The new Mini Cooper is a light, quick car that has found a fan base following in the United States matched only by competitor Volkswagen with its New Beetle compact. Built by BMW, however, the Mini Cooper is hardly a minimalist vehicle. Several option packages are available, including the powerful Clubman. Brake Specifications for these cars are similar across the brand. All are outfitted with four wheel disc brakes and traction control systems to optimise vehicle handling.
Electronic Braking Systems
The Mini Cooper's electronic stability control systems work in concert with the Cooper's brakes to provide a safe, controlled driving experience tuned with the best engineering that BMW has to offer. Cornering Brake Control systems modulate the brake system while the car is braking in a corner to provide excellent stopping ability while minimising skidding. Electronic Brakeforce Distribution modulates the brakes similarly to a traction control system with other vehicle systems. Where one tire slips, the brake force is released, while tires which are gripping are given additional braking force.
Mechanical Brake Systems
Mechanically, the Mini Cooper functions on a hydraulic four-wheel anti-lock disc brake set-up. The front brake calipers and rear calipers are BMW-sourced phosphate coated single piston iron calipers of similar size and construction on all four sides. The front brake calipers control 11-inch ventilated disc brakes, while the rear calipers control 10.2-inch non-ventilated disc brakes.

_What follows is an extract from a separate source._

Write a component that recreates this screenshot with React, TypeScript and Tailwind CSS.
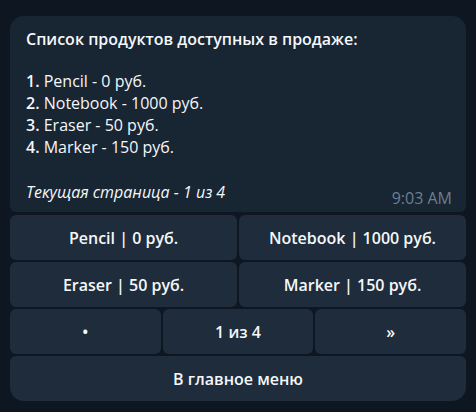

Braking performance of the Mini Cooper is nothing short of spectacular. A 60 mile-per-hour stopping distance of 120 feet bests the Acura RSX by five feet, and the Honda Accord by seven feet.
Brake System Upgrades
Racers wishing to upgrade the brake systems of the Mini Cooper will find a vast assortment of big brake kits available, as well as numerous upgraded caliper kits to increase stopping distance or the visual appeal of the Mini Cooper.